══ EXTRACTED INFORMATION ══

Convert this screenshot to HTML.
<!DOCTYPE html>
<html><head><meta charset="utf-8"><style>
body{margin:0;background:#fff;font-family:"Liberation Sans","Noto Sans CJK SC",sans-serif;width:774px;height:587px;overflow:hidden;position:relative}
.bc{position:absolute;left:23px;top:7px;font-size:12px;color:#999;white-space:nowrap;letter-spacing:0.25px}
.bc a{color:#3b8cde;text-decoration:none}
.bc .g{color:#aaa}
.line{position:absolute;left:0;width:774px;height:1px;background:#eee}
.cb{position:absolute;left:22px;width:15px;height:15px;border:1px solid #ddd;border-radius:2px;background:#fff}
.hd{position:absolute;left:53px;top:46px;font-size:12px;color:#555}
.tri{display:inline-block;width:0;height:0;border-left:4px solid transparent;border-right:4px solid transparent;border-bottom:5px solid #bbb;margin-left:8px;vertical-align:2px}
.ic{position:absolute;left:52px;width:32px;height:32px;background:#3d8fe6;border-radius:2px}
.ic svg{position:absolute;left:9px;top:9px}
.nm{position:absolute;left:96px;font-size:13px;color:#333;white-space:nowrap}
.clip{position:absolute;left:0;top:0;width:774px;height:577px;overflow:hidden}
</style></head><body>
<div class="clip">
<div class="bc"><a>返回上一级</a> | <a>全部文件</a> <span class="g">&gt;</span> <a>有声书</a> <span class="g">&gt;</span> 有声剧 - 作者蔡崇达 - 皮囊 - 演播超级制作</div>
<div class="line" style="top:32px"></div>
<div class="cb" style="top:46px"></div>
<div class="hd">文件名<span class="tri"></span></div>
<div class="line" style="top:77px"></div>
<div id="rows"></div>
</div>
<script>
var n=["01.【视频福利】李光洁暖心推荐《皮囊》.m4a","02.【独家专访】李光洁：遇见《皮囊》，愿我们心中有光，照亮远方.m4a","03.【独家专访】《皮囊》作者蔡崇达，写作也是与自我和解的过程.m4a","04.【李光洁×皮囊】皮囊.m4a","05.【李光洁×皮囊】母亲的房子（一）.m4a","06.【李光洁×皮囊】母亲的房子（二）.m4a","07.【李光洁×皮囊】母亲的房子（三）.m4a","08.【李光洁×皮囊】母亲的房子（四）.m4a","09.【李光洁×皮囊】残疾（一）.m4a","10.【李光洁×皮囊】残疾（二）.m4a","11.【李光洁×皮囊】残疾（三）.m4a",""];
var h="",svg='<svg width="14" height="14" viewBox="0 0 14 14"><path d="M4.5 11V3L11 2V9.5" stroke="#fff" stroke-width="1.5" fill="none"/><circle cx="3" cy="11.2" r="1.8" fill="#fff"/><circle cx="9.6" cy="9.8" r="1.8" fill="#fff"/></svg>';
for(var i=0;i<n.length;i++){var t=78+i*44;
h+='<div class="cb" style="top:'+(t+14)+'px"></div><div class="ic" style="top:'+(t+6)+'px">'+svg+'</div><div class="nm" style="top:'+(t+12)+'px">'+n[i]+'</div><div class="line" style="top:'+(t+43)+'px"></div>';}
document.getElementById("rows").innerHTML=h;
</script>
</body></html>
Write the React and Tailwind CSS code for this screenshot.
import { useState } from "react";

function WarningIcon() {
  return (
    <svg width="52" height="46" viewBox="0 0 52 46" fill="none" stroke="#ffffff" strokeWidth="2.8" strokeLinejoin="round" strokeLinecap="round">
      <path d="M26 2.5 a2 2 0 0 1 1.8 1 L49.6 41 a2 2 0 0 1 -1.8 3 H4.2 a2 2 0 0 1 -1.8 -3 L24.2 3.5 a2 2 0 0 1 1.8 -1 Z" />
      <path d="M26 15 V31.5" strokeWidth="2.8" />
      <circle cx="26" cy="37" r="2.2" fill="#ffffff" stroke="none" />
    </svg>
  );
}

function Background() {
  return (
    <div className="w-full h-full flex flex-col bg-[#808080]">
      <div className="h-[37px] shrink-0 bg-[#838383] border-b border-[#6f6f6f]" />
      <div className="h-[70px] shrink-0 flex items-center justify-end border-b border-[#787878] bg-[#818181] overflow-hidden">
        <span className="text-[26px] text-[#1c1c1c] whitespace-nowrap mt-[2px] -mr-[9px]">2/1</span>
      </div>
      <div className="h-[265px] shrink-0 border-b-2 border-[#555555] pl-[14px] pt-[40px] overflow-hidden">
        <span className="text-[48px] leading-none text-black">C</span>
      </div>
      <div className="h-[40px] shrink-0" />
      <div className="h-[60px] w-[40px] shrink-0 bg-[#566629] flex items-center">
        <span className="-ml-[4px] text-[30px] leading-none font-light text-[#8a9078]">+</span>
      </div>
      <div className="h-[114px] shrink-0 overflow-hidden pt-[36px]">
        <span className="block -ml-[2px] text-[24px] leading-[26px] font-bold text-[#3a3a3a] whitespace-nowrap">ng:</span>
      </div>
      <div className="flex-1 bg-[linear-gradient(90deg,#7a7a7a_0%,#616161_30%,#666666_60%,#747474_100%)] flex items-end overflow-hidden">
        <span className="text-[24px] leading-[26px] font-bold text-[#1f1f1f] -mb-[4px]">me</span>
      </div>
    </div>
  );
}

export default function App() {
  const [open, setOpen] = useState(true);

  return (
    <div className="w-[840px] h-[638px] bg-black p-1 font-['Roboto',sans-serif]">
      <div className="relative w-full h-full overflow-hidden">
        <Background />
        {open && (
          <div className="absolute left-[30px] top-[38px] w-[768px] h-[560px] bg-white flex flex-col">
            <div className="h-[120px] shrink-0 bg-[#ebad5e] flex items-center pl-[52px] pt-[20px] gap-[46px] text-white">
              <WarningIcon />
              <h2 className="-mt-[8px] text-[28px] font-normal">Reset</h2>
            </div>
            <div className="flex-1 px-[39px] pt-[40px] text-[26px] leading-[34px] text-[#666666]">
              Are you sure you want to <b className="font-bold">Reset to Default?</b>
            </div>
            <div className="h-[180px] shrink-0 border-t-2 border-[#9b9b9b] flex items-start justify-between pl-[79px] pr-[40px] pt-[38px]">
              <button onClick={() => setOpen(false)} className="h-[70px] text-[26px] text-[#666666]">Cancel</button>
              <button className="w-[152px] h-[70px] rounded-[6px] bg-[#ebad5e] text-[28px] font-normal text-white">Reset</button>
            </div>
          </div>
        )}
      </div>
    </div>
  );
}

═══

**WHAT TO PRODUCE**. Copy the entries above exactly, leaving none out.

**SOLUTION TO THIS EXERCISE**.
Convert this screenshot to HTML.
<!DOCTYPE html>
<html><head><meta charset="utf-8"><style>
body{margin:0;background:#fff;font-family:"Liberation Sans","Noto Sans CJK SC",sans-serif;width:774px;height:587px;overflow:hidden;position:relative}
.bc{position:absolute;left:23px;top:7px;font-size:12px;color:#999;white-space:nowrap;letter-spacing:0.25px}
.bc a{color:#3b8cde;text-decoration:none}
.bc .g{color:#aaa}
.line{position:absolute;left:0;width:774px;height:1px;background:#eee}
.cb{position:absolute;left:22px;width:15px;height:15px;border:1px solid #ddd;border-radius:2px;background:#fff}
.hd{position:absolute;left:53px;top:46px;font-size:12px;color:#555}
.tri{display:inline-block;width:0;height:0;border-left:4px solid transparent;border-right:4px solid transparent;border-bottom:5px solid #bbb;margin-left:8px;vertical-align:2px}
.ic{position:absolute;left:52px;width:32px;height:32px;background:#3d8fe6;border-radius:2px}
.ic svg{position:absolute;left:9px;top:9px}
.nm{position:absolute;left:96px;font-size:13px;color:#333;white-space:nowrap}
.clip{position:absolute;left:0;top:0;width:774px;height:577px;overflow:hidden}
</style></head><body>
<div class="clip">
<div class="bc"><a>返回上一级</a> | <a>全部文件</a> <span class="g">&gt;</span> <a>有声书</a> <span class="g">&gt;</span> 有声剧 - 作者蔡崇达 - 皮囊 - 演播超级制作</div>
<div class="line" style="top:32px"></div>
<div class="cb" style="top:46px"></div>
<div class="hd">文件名<span class="tri"></span></div>
<div class="line" style="top:77px"></div>
<div id="rows"></div>
</div>
<script>
var n=["01.【视频福利】李光洁暖心推荐《皮囊》.m4a","02.【独家专访】李光洁：遇见《皮囊》，愿我们心中有光，照亮远方.m4a","03.【独家专访】《皮囊》作者蔡崇达，写作也是与自我和解的过程.m4a","04.【李光洁×皮囊】皮囊.m4a","05.【李光洁×皮囊】母亲的房子（一）.m4a","06.【李光洁×皮囊】母亲的房子（二）.m4a","07.【李光洁×皮囊】母亲的房子（三）.m4a","08.【李光洁×皮囊】母亲的房子（四）.m4a","09.【李光洁×皮囊】残疾（一）.m4a","10.【李光洁×皮囊】残疾（二）.m4a","11.【李光洁×皮囊】残疾（三）.m4a",""];
var h="",svg='<svg width="14" height="14" viewBox="0 0 14 14"><path d="M4.5 11V3L11 2V9.5" stroke="#fff" stroke-width="1.5" fill="none"/><circle cx="3" cy="11.2" r="1.8" fill="#fff"/><circle cx="9.6" cy="9.8" r="1.8" fill="#fff"/></svg>';
for(var i=0;i<n.length;i++){var t=78+i*44;
h+='<div class="cb" style="top:'+(t+14)+'px"></div><div class="ic" style="top:'+(t+6)+'px">'+svg+'</div><div class="nm" style="top:'+(t+12)+'px">'+n[i]+'</div><div class="line" style="top:'+(t+43)+'px"></div>';}
document.getElementById("rows").innerHTML=h;
</script>
</body></html>
Write the React and Tailwind CSS code for this screenshot.
import { useState } from "react";

function WarningIcon() {
  return (
    <svg width="52" height="46" viewBox="0 0 52 46" fill="none" stroke="#ffffff" strokeWidth="2.8" strokeLinejoin="round" strokeLinecap="round">
      <path d="M26 2.5 a2 2 0 0 1 1.8 1 L49.6 41 a2 2 0 0 1 -1.8 3 H4.2 a2 2 0 0 1 -1.8 -3 L24.2 3.5 a2 2 0 0 1 1.8 -1 Z" />
      <path d="M26 15 V31.5" strokeWidth="2.8" />
      <circle cx="26" cy="37" r="2.2" fill="#ffffff" stroke="none" />
    </svg>
  );
}

function Background() {
  return (
    <div className="w-full h-full flex flex-col bg-[#808080]">
      <div className="h-[37px] shrink-0 bg-[#838383] border-b border-[#6f6f6f]" />
      <div className="h-[70px] shrink-0 flex items-center justify-end border-b border-[#787878] bg-[#818181] overflow-hidden">
        <span className="text-[26px] text-[#1c1c1c] whitespace-nowrap mt-[2px] -mr-[9px]">2/1</span>
      </div>
      <div className="h-[265px] shrink-0 border-b-2 border-[#555555] pl-[14px] pt-[40px] overflow-hidden">
        <span className="text-[48px] leading-none text-black">C</span>
      </div>
      <div className="h-[40px] shrink-0" />
      <div className="h-[60px] w-[40px] shrink-0 bg-[#566629] flex items-center">
        <span className="-ml-[4px] text-[30px] leading-none font-light text-[#8a9078]">+</span>
      </div>
      <div className="h-[114px] shrink-0 overflow-hidden pt-[36px]">
        <span className="block -ml-[2px] text-[24px] leading-[26px] font-bold text-[#3a3a3a] whitespace-nowrap">ng:</span>
      </div>
      <div className="flex-1 bg-[linear-gradient(90deg,#7a7a7a_0%,#616161_30%,#666666_60%,#747474_100%)] flex items-end overflow-hidden">
        <span className="text-[24px] leading-[26px] font-bold text-[#1f1f1f] -mb-[4px]">me</span>
      </div>
    </div>
  );
}

export default function App() {
  const [open, setOpen] = useState(true);

  return (
    <div className="w-[840px] h-[638px] bg-black p-1 font-['Roboto',sans-serif]">
      <div className="relative w-full h-full overflow-hidden">
        <Background />
        {open && (
          <div className="absolute left-[30px] top-[38px] w-[768px] h-[560px] bg-white flex flex-col">
            <div className="h-[120px] shrink-0 bg-[#ebad5e] flex items-center pl-[52px] pt-[20px] gap-[46px] text-white">
              <WarningIcon />
              <h2 className="-mt-[8px] text-[28px] font-normal">Reset</h2>
            </div>
            <div className="flex-1 px-[39px] pt-[40px] text-[26px] leading-[34px] text-[#666666]">
              Are you sure you want to <b className="font-bold">Reset to Default?</b>
            </div>
            <div className="h-[180px] shrink-0 border-t-2 border-[#9b9b9b] flex items-start justify-between pl-[79px] pr-[40px] pt-[38px]">
              <button onClick={() => setOpen(false)} className="h-[70px] text-[26px] text-[#666666]">Cancel</button>
              <button className="w-[152px] h-[70px] rounded-[6px] bg-[#ebad5e] text-[28px] font-normal text-white">Reset</button>
            </div>
          </div>
        )}
      </div>
    </div>
  );
}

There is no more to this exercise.